Kevin Lincoln wrote a piece in Vulture titled "You Can Blame Soda Brands for the Rise in Product Placement in Entertainment." He talked with us about the rise of this phenomenon and whether it works on audiences.
On Coke and Pepsi's battle for product placement:
So, when you have Coke purchasing this studio, all of a sudden it's like doubling down on their, sort of, enormous influence. And Pepsi basically thinks, like, "Well, it's either now or never of trying to compete." And, I think through knowing the producers from Back the the Future I, they managed to get a pretty prominent Pepsi placement in Back to the Future I. And so the idea then that came to them that in Back to the Future II, they could go a step farther and create an entirely new Pepsi product for the movie: Pepsi Perfect. But, the interesting thing about that is Pepsi Perfect isn't just product placement. It's a step up, where the product becomes a part of the narrative.
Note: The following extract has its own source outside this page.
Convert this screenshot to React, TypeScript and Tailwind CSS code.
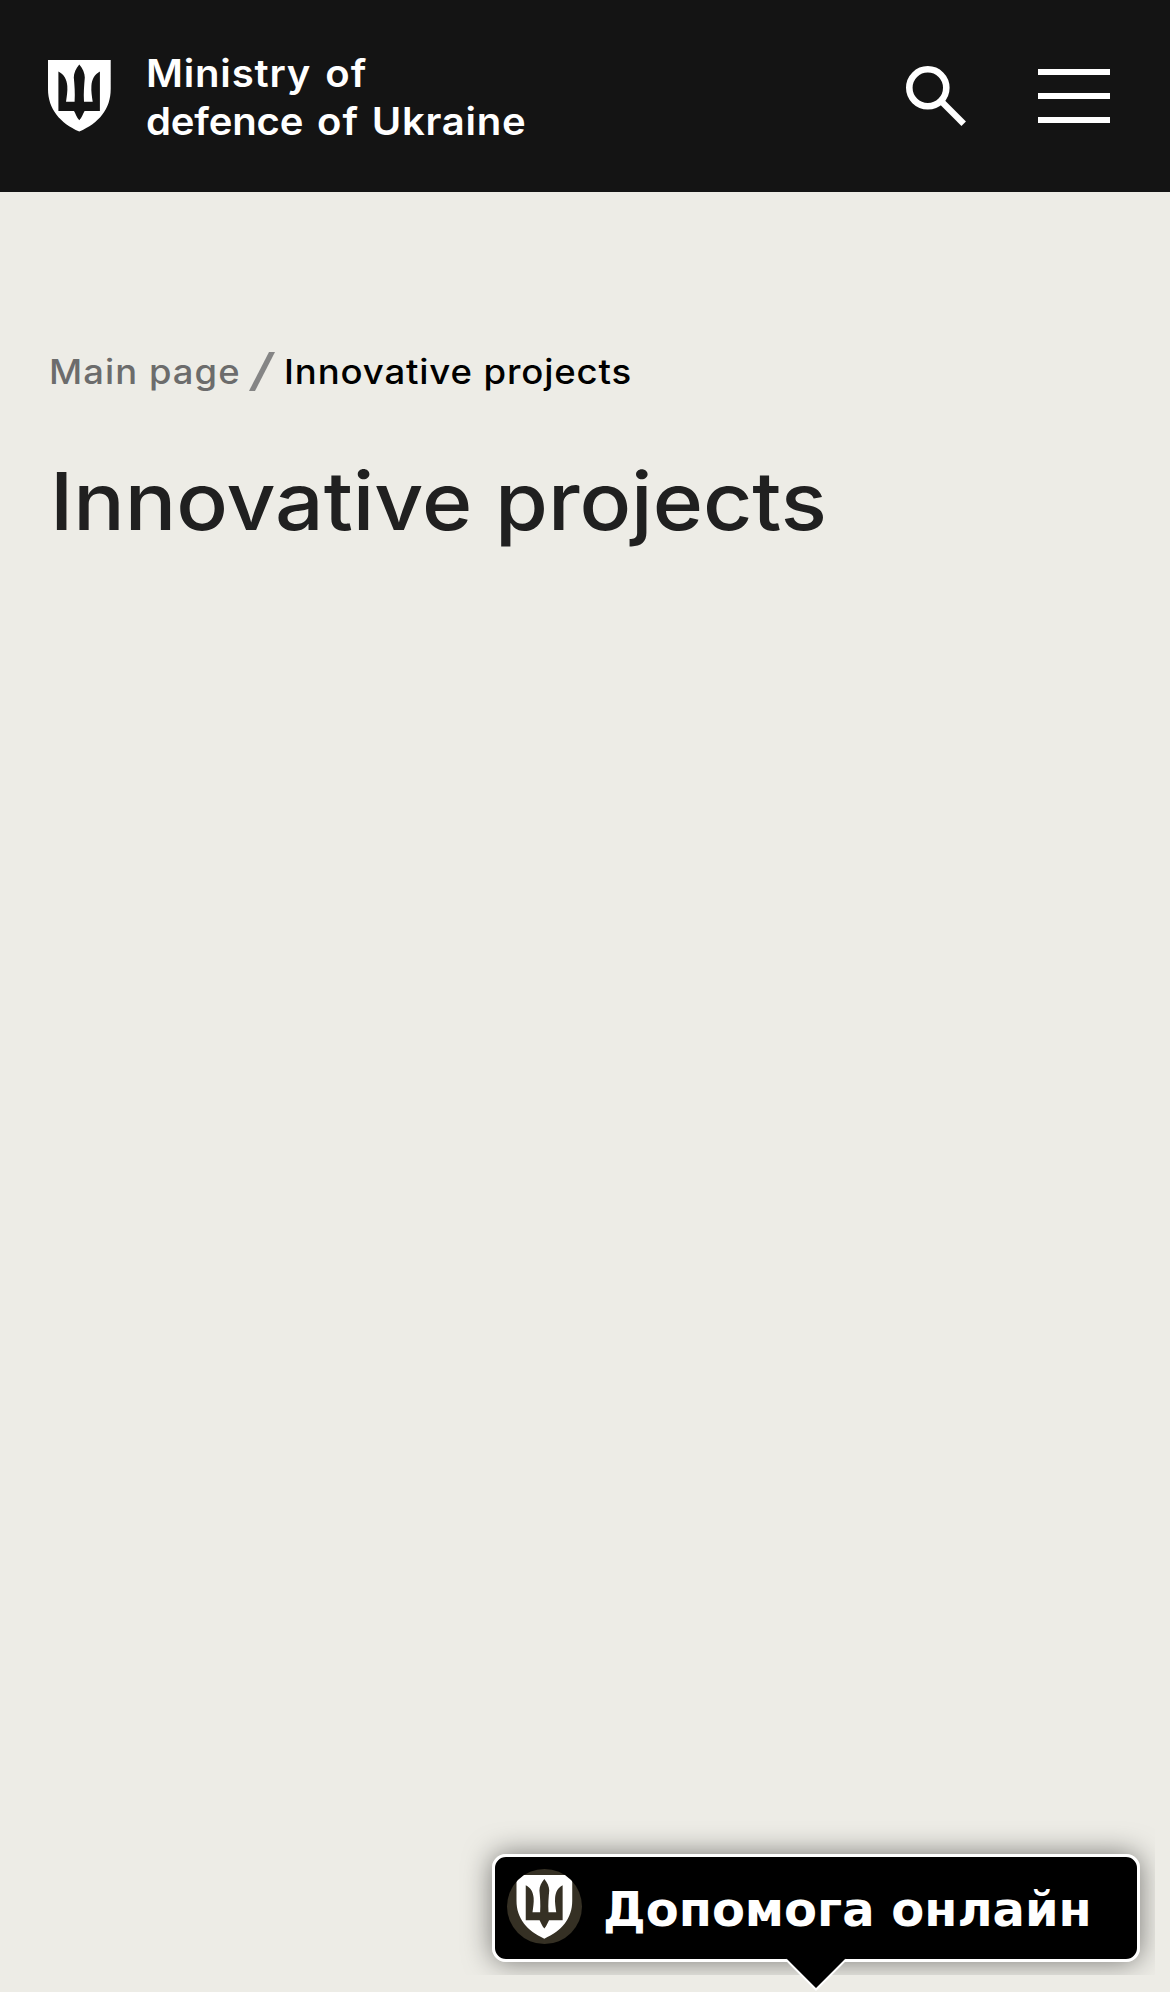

On whether it actually works:
It does actually work, which is the most interesting thing about it. You look at that hayday of product placement in the 1980s, kinda my favorite example are the Tom Cruise Ray Ban partnership. Because, you look at Tom Gun and you look at Risky Business, Wayfarers and Aviators become part of the image of cool that is projected by Cruise in Risky Business and in Top Gun. And it boosted Ray Ban's sales considerably, and I believe it actually, more or less, saved Wayfarers as a brand. But yeah, it works when it's done in a way that is both subtle, but unmistakable.